The Mudcat Café TM
Thread #84069   Message #2854592
Posted By: GUEST,Gerry
02-Mar-10 - 08:14 PM
Thread Name: Lyr Req: Tubby Hook (Arthur Guiterman)
Subject: RE: Lyr Req: wash and wash til Judgment Day
Five years on, my sister contacted Michael Pollak of the New York Times, who answered her with the following:

Michael Miscione, the Manhattan borough historian, tracked it down.
The poem is "Tubby Hook," and it is included in a 1920 book, "Ballads of
Old New York" by Arthur Guiterman (1871-1943).

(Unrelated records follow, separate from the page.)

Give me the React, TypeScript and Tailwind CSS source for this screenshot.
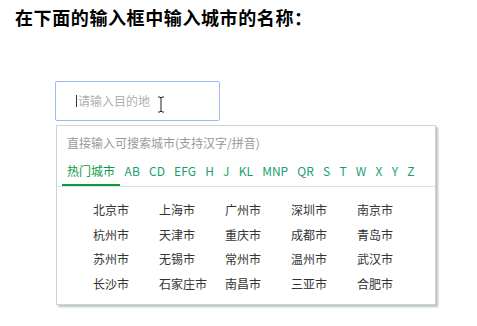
import React from "react";

const tabs = ["热门城市", "AB", "CD", "EFG", "H", "J", "KL", "MNP", "QR", "S", "T", "W", "X", "Y", "Z"];

const cities = [
  "北京市", "上海市", "广州市", "深圳市", "南京市",
  "杭州市", "天津市", "重庆市", "成都市", "青岛市",
  "苏州市", "无锡市", "常州市", "温州市", "武汉市",
  "长沙市", "石家庄市", "南昌市", "三亚市", "合肥市",
];

const App: React.FC = () => {
  return (
    <div className="w-[477px] h-[326px] bg-white pl-[15px] pt-[5px] font-['Noto_Sans_CJK_SC',sans-serif]">
      <h1 className="text-[18px] leading-[24px] font-bold tracking-[0.6px] text-black">
        在下面的输入框中输入城市的名称：
      </h1>

      <div className="ml-[40px] mt-[52px]">
        {/* input box */}
        <div className="relative w-[165px] h-[40px] border border-[#9db9f2] rounded-[2px] flex items-center pl-[20px]">
          <span className="w-px h-[12px] bg-[#333] mr-[1px]" />
          <span className="text-[12px] text-[#b0b0b0]">请输入目的地</span>
          <svg
            className="absolute left-[101px] top-[14px]"
            width="8"
            height="17"
            viewBox="0 0 8 17"
          >
            <path d="M1 1h2l1 1 1-1h2M4 2v13M1 16h2l1-1 1 1h2" stroke="#222" strokeWidth="1" fill="none" />
          </svg>
        </div>

        {/* dropdown */}
        <div className="mt-[4px] ml-[1px] w-[380px] h-[180px] border border-[#cfd4d2] bg-white shadow-[2px_2px_2px_#b7c3bf]">
          <div className="pl-[10px] pt-[9px] text-[12px] leading-[16px] text-[#999]">
            直接输入可搜索城市(支持汉字/拼音)
          </div>
          <div className="flex px-[5px] mt-[11px] border-b border-[#dde0df]">
            {tabs.map((t, i) => (
              <div
                key={t}
                className={
                  i === 0
                    ? "shrink-0 whitespace-nowrap px-[5px] h-[24px] text-[12px] leading-[18px] text-[#0b9a3f] border-b-2 border-[#0b9a3f]"
                    : "shrink-0 whitespace-nowrap px-[4.6px] h-[24px] text-[12px] leading-[18px] text-[#169f6c]"
                }
              >
                {t}
              </div>
            ))}
          </div>
          <div className="grid grid-cols-[66px_66px_66px_66px_66px] pl-[36px] pt-[11px]">
            {cities.map((c) => (
              <div key={c} className="h-[24.7px] text-[12px] leading-[24px] text-[#333]">
                {c}
              </div>
            ))}
          </div>
        </div>
      </div>
    </div>
  );
};

export default App;
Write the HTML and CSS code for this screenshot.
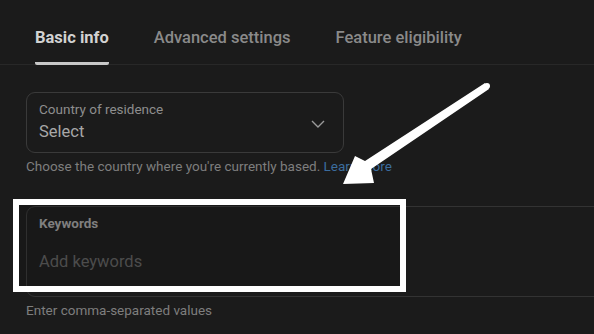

The narrative poem deals not with Spuyten Duyvil (the poem that follows
it does), but with Tubby Hook, known in Dutch as Tobbe Hoeck or "the
Cape of the Tub," a rocky point in Inwood about two-thirds of a mile
below Spuyten Duyvil.

As the legend goes, a Dutch housewife let nothing stand between her and
her washing, not even Easter Sunday. "Her earthly hope/Was placed in
soap." When her husband protested that work was forbidden on Easter, she
carried her tub down to the river and vowed, "I'll wash and wash till
the Judgment Day."

"Along a river that leaped in flame/the sailing witches of Salem came."
Each witch sat in a washtub, and each had a coal-black cat. "With cries
to Satan and Beelzebub/They shaped the cape like an upturned tub!" And
beneath it, the washerwoman is still there, trying to rub the fur of a
black cat white.

The delightfully illustrated book was reprinted in 2005, and both
original and reproduction are available on commercial Web sites.